Asia Times: Venezüela, ABD'nin bir sonraki dış politika felaketi mi olacak?
ABD ve Venezüela arasında artan gerilim askeri bir müdahaleye mi dönüşecek? Venezüela, ABD'nin bir sonraki dış politika felaketi mi olacak?
Son Güncelleme: 09.10.2025 - 03:22
Kanada merkezli yayın organlarından Asia Times'da, ABD ve Venezüela arasında son dönemde artan gerilimin sebeplerinin ve olası sonuçlarının değerlendirildiği bir analiz yayınlandı.
ABD ve Venezüela arasında gün geçtikçe artan gerilimin, Trump yönetimi tarafından açıkça rejim değişikliği olarak adlandırılması da askeri yığınaklar ve tam baskı politikası o yöne doğru gittiği tespiti yapılan analizde; Trump'ın üç farklı gerçeklikle karşı karşıya olduğu tespiti yapıldı.
Analizde ayrıca; Venezüela sürecinin farklı senaryolar üzerinden Amerikan dış politikasının bir sonraki felaketi haline gelebileceğine dair öngörülere yer verildi.
İşte Asia Times'da yayınlanan analiz:
Trump yönetimi Venezüella Devlet Başkanı Nicolas Maduro'yu devirmeyi planlıyor mu? Kısa bir cevap vermek gerekirse, Trump bu yönde bir adım atabilir.
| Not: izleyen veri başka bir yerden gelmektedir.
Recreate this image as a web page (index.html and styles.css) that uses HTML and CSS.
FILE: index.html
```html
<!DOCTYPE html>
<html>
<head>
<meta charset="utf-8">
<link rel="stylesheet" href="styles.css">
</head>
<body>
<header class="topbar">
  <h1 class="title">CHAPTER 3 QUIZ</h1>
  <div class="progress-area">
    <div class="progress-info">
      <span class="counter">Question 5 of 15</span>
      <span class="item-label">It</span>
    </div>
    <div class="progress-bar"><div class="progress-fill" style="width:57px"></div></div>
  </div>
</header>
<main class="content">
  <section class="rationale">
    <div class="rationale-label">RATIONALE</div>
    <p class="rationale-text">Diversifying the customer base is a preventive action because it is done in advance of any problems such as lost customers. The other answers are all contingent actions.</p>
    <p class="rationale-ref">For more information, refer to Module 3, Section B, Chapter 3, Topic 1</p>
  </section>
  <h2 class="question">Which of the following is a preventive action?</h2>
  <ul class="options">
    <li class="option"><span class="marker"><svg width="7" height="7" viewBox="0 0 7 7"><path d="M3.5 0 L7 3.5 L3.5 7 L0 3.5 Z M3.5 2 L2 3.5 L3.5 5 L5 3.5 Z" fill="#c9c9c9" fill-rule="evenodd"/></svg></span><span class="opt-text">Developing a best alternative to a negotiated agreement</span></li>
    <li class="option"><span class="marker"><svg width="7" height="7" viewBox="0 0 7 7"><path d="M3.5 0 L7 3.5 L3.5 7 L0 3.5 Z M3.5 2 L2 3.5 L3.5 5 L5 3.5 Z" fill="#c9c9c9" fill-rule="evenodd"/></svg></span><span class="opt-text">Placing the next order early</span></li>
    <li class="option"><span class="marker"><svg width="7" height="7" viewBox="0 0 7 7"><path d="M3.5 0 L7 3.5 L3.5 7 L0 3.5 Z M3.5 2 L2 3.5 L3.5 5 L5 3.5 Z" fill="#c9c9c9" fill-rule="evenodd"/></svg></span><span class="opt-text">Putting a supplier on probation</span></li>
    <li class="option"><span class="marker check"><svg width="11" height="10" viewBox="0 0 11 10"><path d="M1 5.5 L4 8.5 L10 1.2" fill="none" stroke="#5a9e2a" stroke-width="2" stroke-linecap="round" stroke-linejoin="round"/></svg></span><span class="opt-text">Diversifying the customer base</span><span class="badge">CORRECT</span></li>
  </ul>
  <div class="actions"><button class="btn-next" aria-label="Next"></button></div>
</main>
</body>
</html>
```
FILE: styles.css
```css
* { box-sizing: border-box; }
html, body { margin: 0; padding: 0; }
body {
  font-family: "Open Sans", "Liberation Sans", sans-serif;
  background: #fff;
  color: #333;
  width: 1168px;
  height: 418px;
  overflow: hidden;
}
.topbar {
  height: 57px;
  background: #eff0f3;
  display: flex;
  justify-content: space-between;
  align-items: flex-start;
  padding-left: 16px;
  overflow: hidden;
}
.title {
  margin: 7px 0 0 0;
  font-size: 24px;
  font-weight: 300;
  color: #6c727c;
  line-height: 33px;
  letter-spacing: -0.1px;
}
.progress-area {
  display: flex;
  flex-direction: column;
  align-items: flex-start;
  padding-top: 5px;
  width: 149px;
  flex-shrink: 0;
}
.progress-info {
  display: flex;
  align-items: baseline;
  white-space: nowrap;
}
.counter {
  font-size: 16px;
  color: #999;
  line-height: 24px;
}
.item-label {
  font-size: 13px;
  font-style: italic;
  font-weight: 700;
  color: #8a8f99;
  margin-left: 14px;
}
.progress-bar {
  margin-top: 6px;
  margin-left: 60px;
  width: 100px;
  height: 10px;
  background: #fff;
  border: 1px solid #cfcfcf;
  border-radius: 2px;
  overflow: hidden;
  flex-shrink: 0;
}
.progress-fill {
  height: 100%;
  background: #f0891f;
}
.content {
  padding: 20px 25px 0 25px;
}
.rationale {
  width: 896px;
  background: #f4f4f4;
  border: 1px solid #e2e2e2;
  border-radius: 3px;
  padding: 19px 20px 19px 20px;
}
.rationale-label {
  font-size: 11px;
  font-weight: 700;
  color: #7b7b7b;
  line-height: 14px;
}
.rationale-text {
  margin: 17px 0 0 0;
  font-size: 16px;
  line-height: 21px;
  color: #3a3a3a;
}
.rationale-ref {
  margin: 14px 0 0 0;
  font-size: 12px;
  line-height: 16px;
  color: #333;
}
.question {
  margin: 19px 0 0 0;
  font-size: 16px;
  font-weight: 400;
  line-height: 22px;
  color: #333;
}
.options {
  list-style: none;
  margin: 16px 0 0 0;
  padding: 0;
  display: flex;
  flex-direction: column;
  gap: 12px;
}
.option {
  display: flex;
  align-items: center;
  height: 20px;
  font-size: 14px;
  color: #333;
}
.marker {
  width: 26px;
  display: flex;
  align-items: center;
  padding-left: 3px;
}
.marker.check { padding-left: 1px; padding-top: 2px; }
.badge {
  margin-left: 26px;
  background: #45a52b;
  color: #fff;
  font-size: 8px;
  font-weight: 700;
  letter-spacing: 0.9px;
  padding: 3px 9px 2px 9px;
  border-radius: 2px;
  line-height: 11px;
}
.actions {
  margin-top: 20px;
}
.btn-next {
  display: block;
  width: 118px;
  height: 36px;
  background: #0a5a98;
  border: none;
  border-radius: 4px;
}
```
Zira son zamanlarda yaşanan tırmanış, tanıdık bir hikayeyi anlatıyor. ABD yönetimi, Maduro'yu zayıflatmayı amaçlayan daha geniş bir stratejinin parçası olarak, Venezüella'da faaliyet gösteren uyuşturucu kartellerine karşı askeri saldırılar düzenlemeyi değerlendiriyor.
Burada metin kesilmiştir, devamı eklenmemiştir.